A segunda obra comentada por Vida Gala é Djingareyber, do artista multimídia Tiécoura N’Daou. Uma série fotográfica composta por oito imagens, Djingareyber fala sobre a mesquita de Timbuktu, ocupada por terroristas em 2013 no Mali. As fotos mostram a restauração do local pela população da cidade, numa tentativa de preservação de sua herança. Os registros apresentam uma tradicional cerimônia de emplastro que reúne mulheres, homens, jovens, crianças e idosos. O ritual é um testemunho, para as comunidades de Timbuktu, dos esforços feitos para a retomada do patrimônio e da vida cultural local, tão rica antes dos conflitos.

Finalizando seu comentário, a diplomata enfatiza a importância da oralidade na transmissão das culturas no continente africano: “Ambos os trabalhos que comentamos trazem uma referência ao que foi uma lenda, o registro oral da tradição. Quando o homem branco chega para colonizar a África, ele chega com uma ideologia de que a África não tinha história.
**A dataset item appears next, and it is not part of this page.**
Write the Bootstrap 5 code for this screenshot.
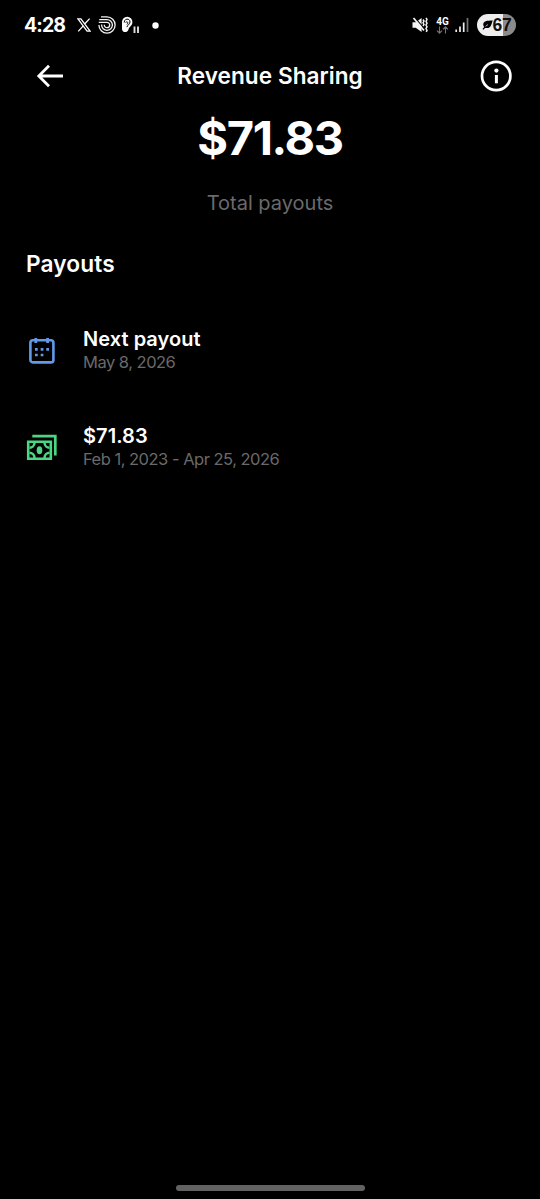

Essa falta de história justificaria a presença do branco para colonizar. Mas as sociedades africanas são sociedade de uma história oral”.

Sobre o Acervo Comentado

Acervo Comentado Videobrasil é uma nova parceria entre arte!brasileiros e a Associação Cultural Videobrasil. A cada 15 dias publicamos, em nossa plataforma e em nossas redes sociais, uma parte de seu importante acervo de obras, reunido em mais de 30 anos de trajetória. 

A instituição foi criada em 1991, por Solange Farkas, fruto do desejo de acolher um acervo crescente de obras e publicações, que vem sendo reunido a partir da primeira edição do Festival de Arte Contemporânea Sesc_Videobrasil (ainda Festival Videobrasil, em 1983). Desde sua criação, a associação trabalha sistematicamente no sentido de ativar essa coleção, que reúne obras do chamado Sul geopolítico do mundo – América Latina, África, Leste Europeu, Ásia e Oriente Médio –, especialmente clássicos da videoarte, produções próprias e uma vasta coleção de publicações sobre arte.

Este projeto contribui para “redescobrir e relacionar obras do acervo Videobrasil, e vertentes temáticas, na voz de críticos, curadores e pensadores iluminando questões contemporâneas urgentes”, afirma Farkas.


[1] Formada em Direito pela USP, concluiu o Instituto Rio Branco em 1986. É Embaixadora e tem 35 anos de carreira diplomática. Serviu nas Embaixadas do Brasil em Lisboa, Luanda e Pretória, além da Missão do Brasil na ONU e no Consulado Geral do Brasil em Roma.
No Itamaraty, em Brasília, foi chefe da Divisão de África Meridional. Foi Embaixadora do Brasil em Acra, Gana, até fevereiro de 2017.Sua carreira está estreitamente associada a postos, missões e visitas no continente africano, tendo cumprido missões temporárias nas Embaixadas do Brasil em Bissau, Dacar, Maputo e Lusaca, entre outras.
Lançou o projeto MONUEM – ERESP, que leva as simulações do modelo ONU a escolas de ensino médio da rede pública do estado e do município de São Paulo.
Está no documentário “EXTERIORES – Mulheres Brasileiras na Diplomacia” (2018), que registra os cem anos de mulheres na carreira diplomática.